No entanto, e sem qualquer desprimor pelas mencionadas letras, o melhor momento neste campo em Filosofem (e em toda a discografia do projecto) encontra-se na terceira faixa, Beholding The Daughters Of The Firmament (Erblicket Die Töchter Des Firmaments). Uma interrogação existencial invadida de melancolia e solidão, de uma alma em permanente convulsão interrogativa provocada pela noção de desconhecimento e vazio face à sua existência. Nada mais perfeito para sintetizar a força emotiva de Filosofem do que a “magnum opus” lírica de Varg:
I wonder how winter will be
With a spring that I shall never see
I wonder how night will be
With a day that I shall never see
I wonder how life will be
With a light I shall never see
I wonder how life will be
With a pain that lasts eternally
In every night there’s a different black
In every night I wish that I was back
To the time when I rode
Through the forests of old
In every winter there’s a different cold
In every winter I feel so old
So very old as the night
So very old as the dreadful cold
I wonder how life will be
With a death that I shall never see
I wonder why life must be
A life that lasts eternally
I wonder how life will be
With a death that I shall never see
I wonder why life must be
A life that lasts eternally
Por motivos naturais, as três primeiras faixas acabam por ser as que merecem uma atenção maior quando Filosofem é abordado de uma forma mais compartimentada e focando-se essencialmente na sua vertente ligada ao Black Metal. Compreende-se este aspecto na medida em que as faixas seguem a linha do BM que Varg aprimorou e seguem uma linha que acaba por ser mais natural dentro do género. No entanto, há que mencionar que sem Decrepitude e Rundtgåing Av Den Transcendentale Egenbetens Støtte, Filosofem não atingiria patamares e ambientes que combinam perfeitamente com aqueles presentes nas primeiras faixas. Decrepitude será, talvez, a mais perfeita integração da vertente Ambient com o Black Metal o que torna a sua primeira versão (quarta faixa) numa passagem perfeita para a longa parte ambiental e a sua versão instrumental (última faixa do álbum) num fecho condizente para um álbum que consegue unir de forma sistemática as duas sonoridades dominantes (embora as referidas faixas tenham um sentimento mais pertencente à primeira esfera ambiental do que ao BM). No meio das duas, surge a monstruosa Rundtgåing Av Den Transcendentale Egenbetens Støtte, a única peça puramente ambiental do trabalho. Percorrida por uma melodia simples e hipnótica, a música vai flutuando longamente pelas suaves notas sintetizadas que percorrem a música por mais de vinte e cinco minutos (um quarto do álbum, aproximadamente). Ainda que possa não fazer sentido de um ponto de vista individual, a quinta faixa fornece a viagem de relaxamento e descompressão perfeita quando se ouve o álbum como um todo, sobretudo devido à forma como contrasta com a emotividade extrema que é presenciada na primeira metade do álbum.

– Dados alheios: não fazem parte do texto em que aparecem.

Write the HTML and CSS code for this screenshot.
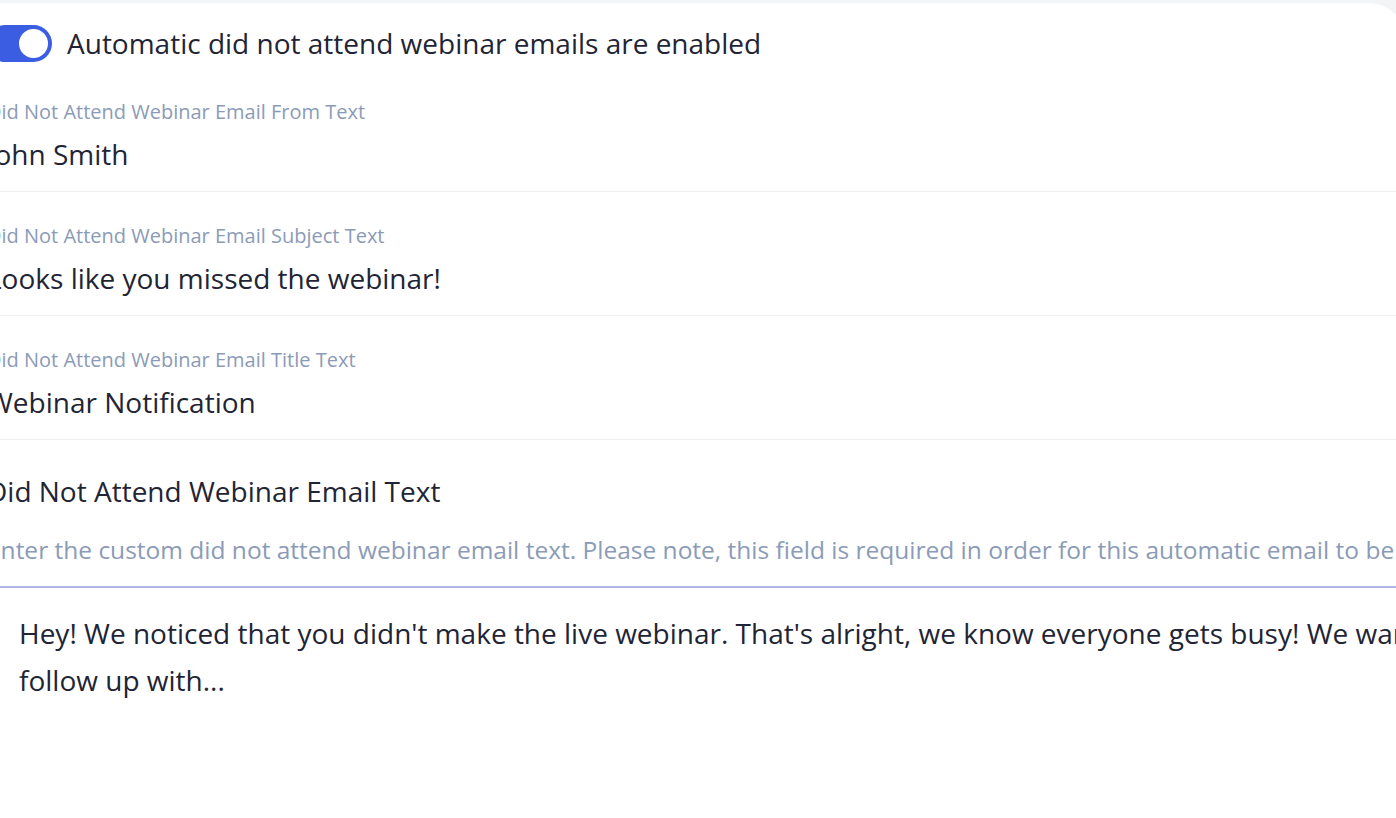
FILE: index.html
```html
<!DOCTYPE html>
<html lang="en">
<head>
<meta charset="utf-8">
<title>Did not attend webinar emails</title>
<link rel="stylesheet" href="styles.css">
</head>
<body>
<div class="page">
  <section class="card">
    <div class="toggle-row">
      <span class="toggle"><span class="knob"></span></span>
      <span class="toggle-text">Automatic did not attend webinar emails are enabled</span>
    </div>

    <div class="field">
      <div class="label">Did Not Attend Webinar Email From Text</div>
      <div class="value">John Smith</div>
    </div>
    <div class="field">
      <div class="label">Did Not Attend Webinar Email Subject Text</div>
      <div class="value">Looks like you missed the webinar!</div>
    </div>
    <div class="field">
      <div class="label">Did Not Attend Webinar Email Title Text</div>
      <div class="value">Webinar Notification</div>
    </div>

    <div class="body-section">
      <div class="heading">Did Not Attend Webinar Email Text</div>
      <div class="help">Enter the custom did not attend webinar email text. Please note, this field is required in order for this automatic email to be sent.</div>
      <div class="editor">Hey! We noticed that you didn't make the live webinar. That's alright, we know everyone gets busy! We wanted to follow up with...</div>
    </div>
  </section>
</div>
</body>
</html>
```

FILE: styles.css
```css
html, body {
  margin: 0;
  padding: 0;
  background: #f3f4f6;
  overflow: hidden;
}

body {
  font-family: "Open Sans", "Noto Sans", sans-serif;
  color: #1f2535;
}

.page {
  width: 1396px;
  height: 818px;
  overflow: hidden;
  padding-top: 3px;
  box-sizing: border-box;
}

.card {
  background: #ffffff;
  margin-left: -13px;
  width: 1418px;
  height: 900px;
  border-top-right-radius: 36px;
  padding-top: 20px;
  box-sizing: border-box;
}

.toggle-row {
  display: flex;
  align-items: center;
  height: 40px;
  margin-bottom: 5px;
  gap: 15px;
}

.toggle {
  width: 65px;
  height: 37px;
  border-radius: 19px;
  background: #3a5de2;
  display: flex;
  align-items: center;
  justify-content: flex-end;
  padding-right: 4px;
  box-sizing: border-box;
  flex-shrink: 0;
}

.knob {
  width: 29px;
  height: 29px;
  border-radius: 50%;
  background: #ffffff;
}

.toggle-text {
  font-size: 28px;
  line-height: 40px;
  white-space: nowrap;
}

.field {
  padding: 30px 0 17px;
  border-bottom: 1px solid #eef0f3;
}

.label {
  font-size: 20px;
  line-height: 28px;
  color: #8b9bb7;
  white-space: nowrap;
}

.value {
  margin-top: 8px;
  font-size: 28px;
  line-height: 40px;
  white-space: nowrap;
}

.body-section {
  padding-top: 36px;
}

.heading {
  font-size: 28px;
  line-height: 30px;
  white-space: nowrap;
}

.help {
  margin-top: 29px;
  font-size: 24.5px;
  line-height: 30px;
  color: #8b9bb7;
  white-space: nowrap;
}

.editor {
  margin-top: 21px;
  border-top: 2px solid #aab8e3;
  padding: 22px 0 0 32px;
  font-size: 28px;
  line-height: 47px;
  width: 1572px;
  box-sizing: border-box;
}
```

Se é verdade que a compreensão de Filosofem enquanto obra passa obrigatoriamente pela segunda metade do álbum, é inegável que os três clássicos que iniciam o trabalho valem muito por si próprios. A hipnótica Burzum (a primeira faixa escrita por Varg em Agosto de 1991 ainda com a designação de Uruk-Hai) é um dos momentos incontornáveis em todo o movimento norueguês, pelas razões já largamente mencionadas e pela forma como simboliza todo o conceito de Ambient Black Metal. Da mesma forma, Jesu Død lembra algum do trabalho mais rápido de Varg e constitui-se como outra obra-prima, ainda que de uma forma distinta das outras duas faixas mais lentas, o que prova a capacidade de Varg de compor temas de enorme qualidade, com considerável variedade entre si. Depois destes dois monumentos, a terceira faixa é uma “overdose” emocional de sentimentos melancólicos e profundos. Devido a estas características, Beholding The Daughters Of The Firmament acaba por ter óbvias influências em vertentes como o Depressive Black Metal sendo que a sua influência só é ultrapassada em matéria de importância pelo facto de ser o momento alto num álbum que nunca sai de um patamar de excelência.

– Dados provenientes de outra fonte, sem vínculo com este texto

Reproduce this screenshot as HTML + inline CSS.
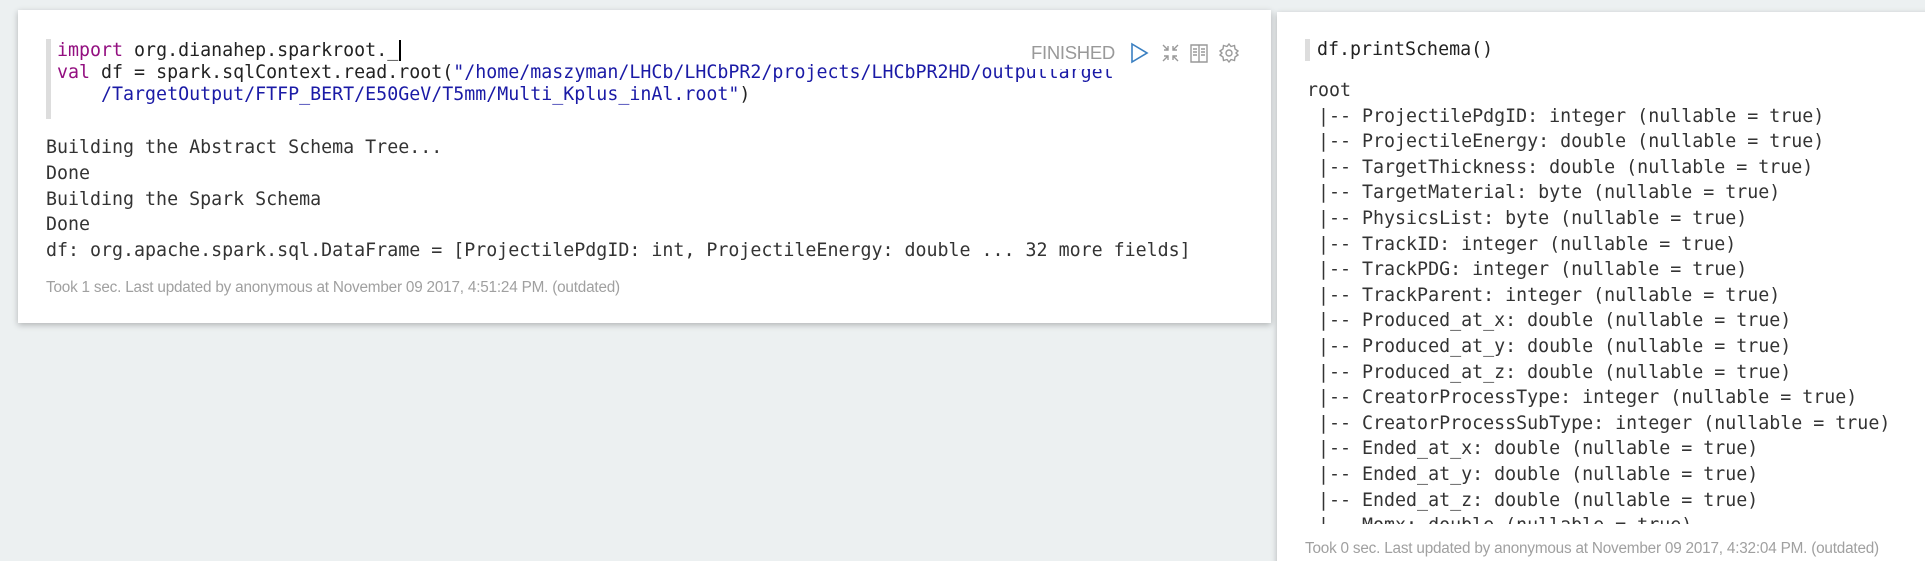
<!DOCTYPE html>
<html><head><meta charset="utf-8"><style>
html,body{margin:0;padding:0;width:1925px;height:561px;overflow:hidden;background:#ecf0f1;position:relative}
.card{position:absolute;background:#fff;box-shadow:0 2px 6px rgba(0,0,0,0.25)}
.mono{font-family:"DejaVu Sans Mono","Liberation Mono",monospace;font-size:18.3px;white-space:pre;color:#333}
.sans{font-family:"Liberation Sans",sans-serif}
.kw{color:#930f80}.str{color:#1a1aa6}
</style></head><body>
<div class="card" style="left:18px;top:10px;width:1253px;height:313px">
  <div style="position:absolute;left:28px;top:29px;width:5px;height:80px;background:#ddd"></div>
  <div class="mono" style="position:absolute;left:39px;top:30px;line-height:22px;color:#222"><span class="kw">import</span> org.dianahep.sparkroot._<span style="border-left:2px solid #000;margin-left:1px"></span>
<span class="kw">val</span> df = spark.sqlContext.read.root(<span class="str">"/home/maszyman/LHCb/LHCbPR2/projects/LHCbPR2HD/outputtarget</span>
    <span class="str">/TargetOutput/FTFP_BERT/E50GeV/T5mm/Multi_Kplus_inAl.root"</span>)</div>
  <div style="position:absolute;left:1010px;top:20px;width:235px;height:39px;background:#fff"></div>
  <div class="sans" style="position:absolute;left:1013px;top:32px;font-size:18.5px;color:#999;letter-spacing:-0.3px">FINISHED</div>
  <svg style="position:absolute;left:1110px;top:30px" width="140" height="26" viewBox="0 0 140 26">
    <path d="M4 4 L19 13 L4 22 Z" fill="none" stroke="#3a7fc1" stroke-width="1.6"/>
    <g stroke="#999" stroke-width="1.4" fill="none">
      <path d="M35 5 L40 10 M40 6 V10 H36 M50 5 L45 10 M45 6 V10 H49 M35 21 L40 16 M40 20 V16 H36 M50 21 L45 16 M45 20 V16 H49"/>
      <path d="M63 5 H79 V22 H63 Z M71 5 V22 M65 9 H69 M65 12 H69 M65 15 H69 M73 9 H77 M73 12 H77 M73 15 H77"/>
      <circle cx="101" cy="13" r="3"/>
      <path d="M101 4 L103 6.5 L106.5 5.5 L107 9 L110 11 L108 13 L110 15 L107 17 L106.5 20.5 L103 19.5 L101 22 L99 19.5 L95.5 20.5 L95 17 L92 15 L94 13 L92 11 L95 9 L95.5 5.5 L99 6.5 Z"/>
    </g>
  </svg>
  <div class="mono" style="position:absolute;left:28px;top:125px;line-height:25.8px">Building the Abstract Schema Tree...
Done
Building the Spark Schema
Done
df: org.apache.spark.sql.DataFrame = [ProjectilePdgID: int, ProjectileEnergy: double ... 32 more fields]</div>
  <div class="sans" style="position:absolute;left:28px;top:269px;font-size:15.3px;color:#a0a0a0;letter-spacing:-0.2px">Took 1 sec. Last updated by anonymous at November 09 2017, 4:51:24 PM. (outdated)</div>
</div>
<div class="card" style="left:1277px;top:12px;width:660px;height:560px">
  <div style="position:absolute;left:28px;top:27px;width:5px;height:22px;background:#ddd"></div>
  <div class="mono" style="position:absolute;left:40px;top:27px;line-height:22px;color:#222">df.printSchema()</div>
  <div style="position:absolute;left:30px;top:66px;width:620px;height:446px;overflow:hidden">
  <div class="mono" style="line-height:25.6px">root
 |-- ProjectilePdgID: integer (nullable = true)
 |-- ProjectileEnergy: double (nullable = true)
 |-- TargetThickness: double (nullable = true)
 |-- TargetMaterial: byte (nullable = true)
 |-- PhysicsList: byte (nullable = true)
 |-- TrackID: integer (nullable = true)
 |-- TrackPDG: integer (nullable = true)
 |-- TrackParent: integer (nullable = true)
 |-- Produced_at_x: double (nullable = true)
 |-- Produced_at_y: double (nullable = true)
 |-- Produced_at_z: double (nullable = true)
 |-- CreatorProcessType: integer (nullable = true)
 |-- CreatorProcessSubType: integer (nullable = true)
 |-- Ended_at_x: double (nullable = true)
 |-- Ended_at_y: double (nullable = true)
 |-- Ended_at_z: double (nullable = true)
 |-- Momx: double (nullable = true)</div></div>
  <div class="sans" style="position:absolute;left:28px;top:528px;font-size:15.3px;color:#a0a0a0;letter-spacing:-0.2px">Took 0 sec. Last updated by anonymous at November 09 2017, 4:32:04 PM. (outdated)</div>
</div>
</body></html>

Um paradoxo em forma de obra de arte, onde a simplicidade quase inocente dos meios contrasta largamente com tudo aquilo que é atingido pela experiência que vai, obviamente, muito além da sua execução per se. As emoções atingidas e os “lugares” são um reflexo de um álbum que “filosofa” através da obra musical por temas cuja complexidade e profundidade retractam uma jornada interior que se processa permanentemente.
Há semelhança do que acontecera no passado com os primeiros lançamentos de Burzum, a criação de Varg lançada em 1996 constitui-se como mais uma demonstração de excelência de Burzum. Não como um isolado momento de grandeza, mas como mais uma prova sistemática de como Burzum se constitui como banda seminal do Black Metal moderno em várias das suas vertentes, mantendo-se ao mesmo tempo actual e não valendo apenas pela ideia “curiosa” de clássico… e sobretudo fazendo-o através de uma série de lançamentos onde é muito complicado encontrar momentos abaixo do patamar de grandiosidade.
Acima de tudo uma obra total que usa o Black Metal como instrumento para deixar fluir uma experiência que transforma a audição numa das melhores formas de visitar caminhos onde o sentimento niilista impera, não de forma puramente destrutiva mas numa perspectiva de constante indagação perante tão funesta existência.